(Task details) Determine which lines contain the word "with", then copy those lines.

(Recorded data)
——————

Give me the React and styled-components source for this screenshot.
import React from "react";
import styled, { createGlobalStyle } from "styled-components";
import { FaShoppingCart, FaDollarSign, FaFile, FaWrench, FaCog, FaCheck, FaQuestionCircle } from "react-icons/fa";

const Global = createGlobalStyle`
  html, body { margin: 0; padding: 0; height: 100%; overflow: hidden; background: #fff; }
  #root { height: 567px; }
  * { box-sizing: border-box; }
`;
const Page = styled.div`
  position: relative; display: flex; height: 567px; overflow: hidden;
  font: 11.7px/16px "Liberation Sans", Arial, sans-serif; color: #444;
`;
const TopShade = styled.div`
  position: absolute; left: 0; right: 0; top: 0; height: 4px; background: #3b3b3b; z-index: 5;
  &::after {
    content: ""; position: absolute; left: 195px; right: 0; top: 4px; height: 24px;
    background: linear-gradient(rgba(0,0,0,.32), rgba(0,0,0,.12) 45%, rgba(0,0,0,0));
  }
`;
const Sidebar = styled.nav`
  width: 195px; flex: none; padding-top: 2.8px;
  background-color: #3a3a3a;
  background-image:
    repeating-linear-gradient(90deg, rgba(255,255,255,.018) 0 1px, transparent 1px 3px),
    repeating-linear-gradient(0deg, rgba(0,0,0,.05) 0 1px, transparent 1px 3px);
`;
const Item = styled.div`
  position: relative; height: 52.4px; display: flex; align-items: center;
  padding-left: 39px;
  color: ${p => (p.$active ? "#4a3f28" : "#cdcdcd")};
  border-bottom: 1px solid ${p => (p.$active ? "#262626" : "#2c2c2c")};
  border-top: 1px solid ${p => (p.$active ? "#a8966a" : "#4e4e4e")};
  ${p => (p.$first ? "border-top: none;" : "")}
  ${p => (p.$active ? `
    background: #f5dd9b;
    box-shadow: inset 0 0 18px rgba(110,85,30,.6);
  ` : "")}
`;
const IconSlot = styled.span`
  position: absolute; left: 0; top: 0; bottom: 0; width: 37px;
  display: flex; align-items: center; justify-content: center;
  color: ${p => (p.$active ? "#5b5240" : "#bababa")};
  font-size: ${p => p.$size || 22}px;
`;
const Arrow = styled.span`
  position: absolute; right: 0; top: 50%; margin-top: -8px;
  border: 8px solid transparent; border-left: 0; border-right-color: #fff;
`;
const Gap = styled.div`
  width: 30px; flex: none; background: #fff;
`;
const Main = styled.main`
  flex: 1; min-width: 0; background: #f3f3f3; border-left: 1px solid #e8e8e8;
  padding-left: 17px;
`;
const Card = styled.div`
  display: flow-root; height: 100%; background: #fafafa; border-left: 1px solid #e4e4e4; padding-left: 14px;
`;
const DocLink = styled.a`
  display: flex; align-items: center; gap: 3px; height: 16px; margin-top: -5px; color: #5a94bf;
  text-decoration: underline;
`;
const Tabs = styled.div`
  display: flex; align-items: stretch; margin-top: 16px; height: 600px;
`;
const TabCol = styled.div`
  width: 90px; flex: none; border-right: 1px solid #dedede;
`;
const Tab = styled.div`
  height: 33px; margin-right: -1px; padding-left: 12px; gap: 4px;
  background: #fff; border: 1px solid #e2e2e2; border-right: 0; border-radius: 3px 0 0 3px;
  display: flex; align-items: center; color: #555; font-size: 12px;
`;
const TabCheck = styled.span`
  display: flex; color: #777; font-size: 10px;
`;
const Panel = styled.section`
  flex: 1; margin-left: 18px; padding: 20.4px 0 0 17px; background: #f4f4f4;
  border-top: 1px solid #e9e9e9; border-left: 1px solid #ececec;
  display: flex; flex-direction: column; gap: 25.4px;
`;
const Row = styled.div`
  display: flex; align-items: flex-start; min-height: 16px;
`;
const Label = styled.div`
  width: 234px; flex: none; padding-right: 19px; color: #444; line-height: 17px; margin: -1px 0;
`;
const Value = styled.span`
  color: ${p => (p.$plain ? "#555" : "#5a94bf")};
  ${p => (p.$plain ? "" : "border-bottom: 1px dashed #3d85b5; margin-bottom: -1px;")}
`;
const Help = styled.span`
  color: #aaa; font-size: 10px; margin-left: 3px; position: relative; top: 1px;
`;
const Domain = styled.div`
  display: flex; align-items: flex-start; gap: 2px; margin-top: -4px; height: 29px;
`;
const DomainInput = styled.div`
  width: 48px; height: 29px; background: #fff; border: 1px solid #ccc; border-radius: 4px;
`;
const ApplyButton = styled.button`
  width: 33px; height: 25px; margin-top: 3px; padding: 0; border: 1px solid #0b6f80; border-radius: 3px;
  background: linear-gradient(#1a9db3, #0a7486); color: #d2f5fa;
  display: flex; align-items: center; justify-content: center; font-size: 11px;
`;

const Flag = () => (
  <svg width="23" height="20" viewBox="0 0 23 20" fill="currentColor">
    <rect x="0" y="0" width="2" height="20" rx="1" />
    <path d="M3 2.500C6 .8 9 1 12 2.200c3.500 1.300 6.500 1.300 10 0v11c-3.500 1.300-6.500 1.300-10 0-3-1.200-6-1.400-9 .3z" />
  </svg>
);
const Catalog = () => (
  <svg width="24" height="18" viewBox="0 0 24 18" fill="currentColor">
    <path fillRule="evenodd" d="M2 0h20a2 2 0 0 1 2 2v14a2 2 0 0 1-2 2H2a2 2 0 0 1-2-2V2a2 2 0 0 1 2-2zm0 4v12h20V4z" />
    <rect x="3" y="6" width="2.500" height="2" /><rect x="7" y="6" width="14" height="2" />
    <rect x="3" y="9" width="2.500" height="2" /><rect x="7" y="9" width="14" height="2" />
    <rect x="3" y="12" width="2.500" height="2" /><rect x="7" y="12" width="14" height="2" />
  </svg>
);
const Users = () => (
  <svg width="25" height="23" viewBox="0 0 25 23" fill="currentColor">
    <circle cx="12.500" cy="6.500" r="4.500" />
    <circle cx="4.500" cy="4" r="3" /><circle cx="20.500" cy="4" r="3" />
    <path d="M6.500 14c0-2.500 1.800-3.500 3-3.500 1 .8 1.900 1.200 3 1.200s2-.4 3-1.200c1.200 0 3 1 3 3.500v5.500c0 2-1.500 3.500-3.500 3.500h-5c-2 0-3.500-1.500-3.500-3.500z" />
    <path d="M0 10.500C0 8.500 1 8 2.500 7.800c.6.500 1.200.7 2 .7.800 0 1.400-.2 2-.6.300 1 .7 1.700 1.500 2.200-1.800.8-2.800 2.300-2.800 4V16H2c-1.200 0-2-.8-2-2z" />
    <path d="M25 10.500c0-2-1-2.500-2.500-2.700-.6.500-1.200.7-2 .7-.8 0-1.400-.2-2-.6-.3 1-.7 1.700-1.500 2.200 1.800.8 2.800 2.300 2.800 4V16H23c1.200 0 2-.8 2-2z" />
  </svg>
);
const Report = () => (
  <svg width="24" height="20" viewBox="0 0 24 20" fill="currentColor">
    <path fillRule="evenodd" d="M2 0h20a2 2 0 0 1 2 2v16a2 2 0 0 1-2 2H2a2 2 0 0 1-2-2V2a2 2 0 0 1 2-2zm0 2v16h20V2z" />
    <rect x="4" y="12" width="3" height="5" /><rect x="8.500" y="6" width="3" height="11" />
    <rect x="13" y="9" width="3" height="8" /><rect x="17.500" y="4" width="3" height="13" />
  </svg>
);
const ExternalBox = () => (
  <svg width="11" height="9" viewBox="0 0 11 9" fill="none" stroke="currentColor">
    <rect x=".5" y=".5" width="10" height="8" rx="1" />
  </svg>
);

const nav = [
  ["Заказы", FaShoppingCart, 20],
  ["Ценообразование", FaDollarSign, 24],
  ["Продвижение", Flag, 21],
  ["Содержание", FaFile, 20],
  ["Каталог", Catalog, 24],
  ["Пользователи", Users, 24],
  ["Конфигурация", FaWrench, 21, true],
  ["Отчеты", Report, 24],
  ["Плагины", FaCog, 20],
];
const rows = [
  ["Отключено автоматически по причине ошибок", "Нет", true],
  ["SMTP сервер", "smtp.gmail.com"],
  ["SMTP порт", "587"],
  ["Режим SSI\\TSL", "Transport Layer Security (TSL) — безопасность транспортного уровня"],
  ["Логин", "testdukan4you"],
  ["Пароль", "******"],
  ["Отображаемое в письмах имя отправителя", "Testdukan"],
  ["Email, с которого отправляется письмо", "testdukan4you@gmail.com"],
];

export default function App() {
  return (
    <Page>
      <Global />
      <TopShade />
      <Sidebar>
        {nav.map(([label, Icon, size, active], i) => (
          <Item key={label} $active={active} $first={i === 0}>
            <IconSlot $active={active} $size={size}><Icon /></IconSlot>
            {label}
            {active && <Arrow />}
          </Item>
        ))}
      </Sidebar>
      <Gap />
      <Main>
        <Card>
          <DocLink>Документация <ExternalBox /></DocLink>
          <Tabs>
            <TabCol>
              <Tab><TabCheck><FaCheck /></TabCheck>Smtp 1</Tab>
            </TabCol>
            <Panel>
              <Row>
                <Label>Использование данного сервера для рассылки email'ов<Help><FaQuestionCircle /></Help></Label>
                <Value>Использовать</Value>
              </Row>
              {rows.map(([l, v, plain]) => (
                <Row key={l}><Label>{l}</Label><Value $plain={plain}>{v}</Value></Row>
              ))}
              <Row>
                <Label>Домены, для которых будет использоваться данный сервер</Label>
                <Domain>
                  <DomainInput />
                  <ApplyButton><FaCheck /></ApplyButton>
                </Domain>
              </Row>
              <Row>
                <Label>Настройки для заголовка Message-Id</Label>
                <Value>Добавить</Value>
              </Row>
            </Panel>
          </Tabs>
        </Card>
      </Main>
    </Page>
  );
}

——————

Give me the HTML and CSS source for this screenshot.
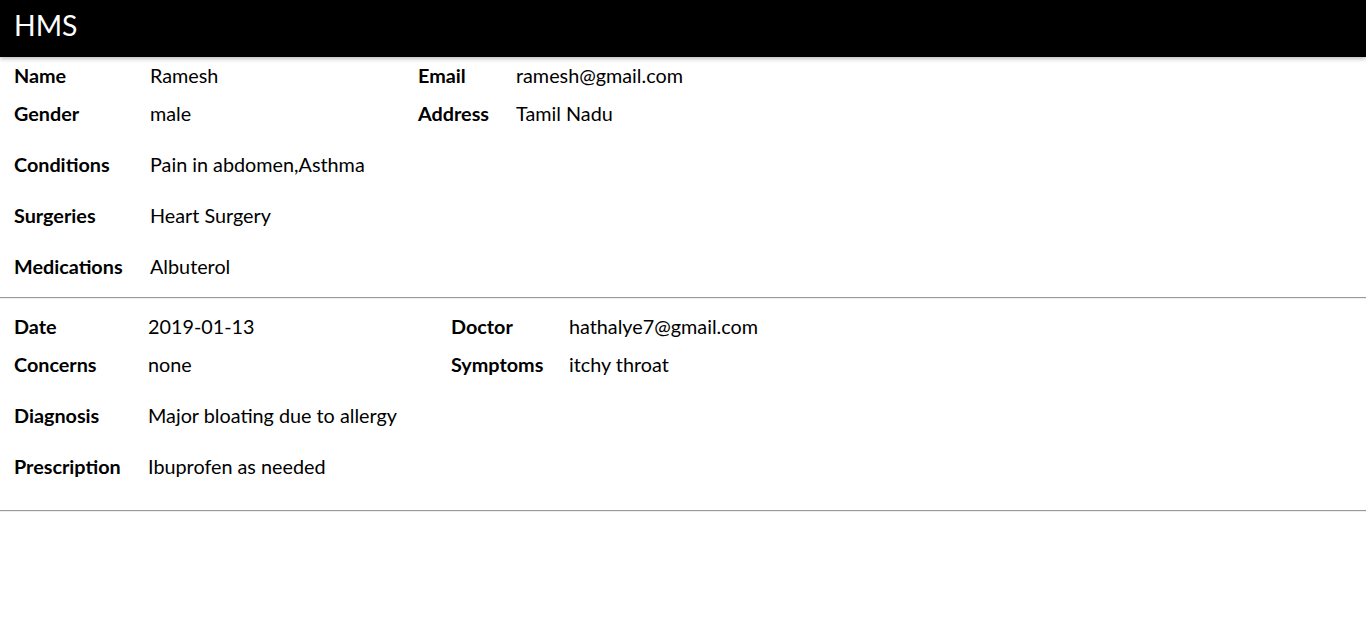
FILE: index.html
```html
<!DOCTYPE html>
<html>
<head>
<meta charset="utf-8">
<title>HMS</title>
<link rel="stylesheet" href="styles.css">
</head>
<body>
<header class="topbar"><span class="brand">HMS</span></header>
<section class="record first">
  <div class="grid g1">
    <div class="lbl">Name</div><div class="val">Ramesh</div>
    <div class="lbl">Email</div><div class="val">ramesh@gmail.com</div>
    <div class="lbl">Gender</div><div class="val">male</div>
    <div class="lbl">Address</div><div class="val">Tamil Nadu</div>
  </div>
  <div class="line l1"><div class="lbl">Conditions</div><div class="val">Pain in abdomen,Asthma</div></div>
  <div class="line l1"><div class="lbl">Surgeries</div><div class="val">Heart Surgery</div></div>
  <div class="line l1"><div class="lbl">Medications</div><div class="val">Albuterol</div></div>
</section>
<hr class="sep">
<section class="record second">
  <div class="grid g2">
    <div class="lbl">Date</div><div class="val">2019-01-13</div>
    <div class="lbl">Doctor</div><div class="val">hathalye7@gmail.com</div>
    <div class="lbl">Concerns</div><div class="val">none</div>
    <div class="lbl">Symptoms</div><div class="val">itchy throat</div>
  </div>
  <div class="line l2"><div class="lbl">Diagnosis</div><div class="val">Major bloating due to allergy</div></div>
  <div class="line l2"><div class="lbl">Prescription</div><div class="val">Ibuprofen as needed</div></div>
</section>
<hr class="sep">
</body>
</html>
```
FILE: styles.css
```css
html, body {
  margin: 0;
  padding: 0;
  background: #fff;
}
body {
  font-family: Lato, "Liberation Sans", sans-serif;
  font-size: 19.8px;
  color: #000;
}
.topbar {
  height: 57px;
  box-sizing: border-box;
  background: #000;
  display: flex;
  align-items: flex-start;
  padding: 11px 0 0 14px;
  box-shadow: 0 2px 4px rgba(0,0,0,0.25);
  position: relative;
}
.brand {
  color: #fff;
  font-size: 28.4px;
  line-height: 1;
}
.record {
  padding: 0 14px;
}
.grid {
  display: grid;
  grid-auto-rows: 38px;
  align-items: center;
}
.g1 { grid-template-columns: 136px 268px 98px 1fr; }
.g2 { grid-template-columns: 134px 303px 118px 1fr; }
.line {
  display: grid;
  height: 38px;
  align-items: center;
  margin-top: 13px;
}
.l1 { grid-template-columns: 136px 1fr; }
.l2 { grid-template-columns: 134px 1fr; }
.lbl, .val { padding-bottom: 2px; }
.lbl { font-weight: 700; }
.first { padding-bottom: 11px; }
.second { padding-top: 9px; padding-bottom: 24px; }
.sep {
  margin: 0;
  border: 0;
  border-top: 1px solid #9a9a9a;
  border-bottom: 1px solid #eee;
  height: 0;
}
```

——————

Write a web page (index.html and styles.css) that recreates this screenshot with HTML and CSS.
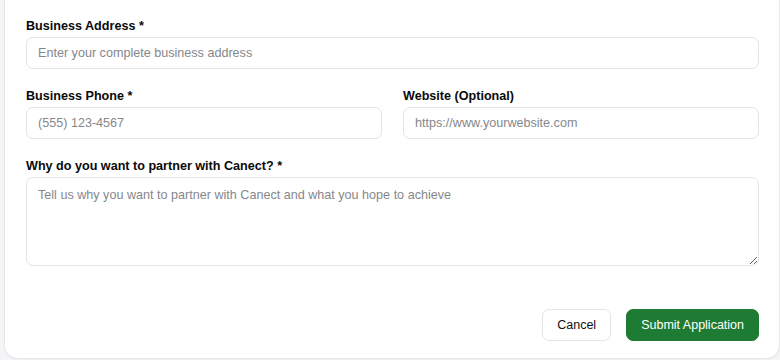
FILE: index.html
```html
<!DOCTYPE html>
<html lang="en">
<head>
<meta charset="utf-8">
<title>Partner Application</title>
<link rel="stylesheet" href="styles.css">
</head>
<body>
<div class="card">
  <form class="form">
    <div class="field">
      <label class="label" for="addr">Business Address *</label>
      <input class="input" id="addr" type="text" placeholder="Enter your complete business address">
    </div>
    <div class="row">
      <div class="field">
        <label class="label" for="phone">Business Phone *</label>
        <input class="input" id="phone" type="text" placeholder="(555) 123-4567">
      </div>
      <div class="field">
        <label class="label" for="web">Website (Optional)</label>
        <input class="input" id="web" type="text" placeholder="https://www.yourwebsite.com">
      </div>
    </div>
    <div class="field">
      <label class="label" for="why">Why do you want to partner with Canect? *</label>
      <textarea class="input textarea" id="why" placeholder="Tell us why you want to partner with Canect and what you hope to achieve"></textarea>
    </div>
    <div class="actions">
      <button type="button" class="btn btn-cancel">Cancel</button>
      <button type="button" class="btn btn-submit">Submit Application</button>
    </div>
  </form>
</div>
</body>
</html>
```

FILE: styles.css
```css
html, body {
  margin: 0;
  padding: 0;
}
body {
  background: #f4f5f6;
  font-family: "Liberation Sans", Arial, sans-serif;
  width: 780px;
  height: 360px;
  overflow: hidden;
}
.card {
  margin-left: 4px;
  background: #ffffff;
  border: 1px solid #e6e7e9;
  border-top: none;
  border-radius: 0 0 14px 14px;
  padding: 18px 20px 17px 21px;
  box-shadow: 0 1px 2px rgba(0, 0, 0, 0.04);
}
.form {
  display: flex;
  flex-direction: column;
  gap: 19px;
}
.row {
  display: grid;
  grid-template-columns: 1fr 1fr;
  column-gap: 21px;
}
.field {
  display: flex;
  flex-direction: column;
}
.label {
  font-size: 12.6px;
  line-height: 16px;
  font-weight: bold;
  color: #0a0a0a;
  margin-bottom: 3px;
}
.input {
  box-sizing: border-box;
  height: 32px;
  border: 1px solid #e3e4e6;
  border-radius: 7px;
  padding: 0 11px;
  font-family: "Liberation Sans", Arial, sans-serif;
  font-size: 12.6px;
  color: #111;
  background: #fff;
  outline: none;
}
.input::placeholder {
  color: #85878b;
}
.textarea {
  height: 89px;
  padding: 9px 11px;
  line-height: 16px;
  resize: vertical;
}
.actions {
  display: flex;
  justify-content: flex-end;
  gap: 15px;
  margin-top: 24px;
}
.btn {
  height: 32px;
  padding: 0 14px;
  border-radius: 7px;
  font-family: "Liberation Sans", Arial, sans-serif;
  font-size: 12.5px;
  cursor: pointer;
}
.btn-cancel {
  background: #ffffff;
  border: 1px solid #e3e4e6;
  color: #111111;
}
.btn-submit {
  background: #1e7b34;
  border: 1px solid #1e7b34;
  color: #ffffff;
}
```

——————

(Answer below)
Write a web page (index.html and styles.css) that recreates this screenshot with HTML and CSS.
      <label class="label" for="why">Why do you want to partner with Canect? *</label>
      <textarea class="input textarea" id="why" placeholder="Tell us why you want to partner with Canect and what you hope to achieve"></textarea>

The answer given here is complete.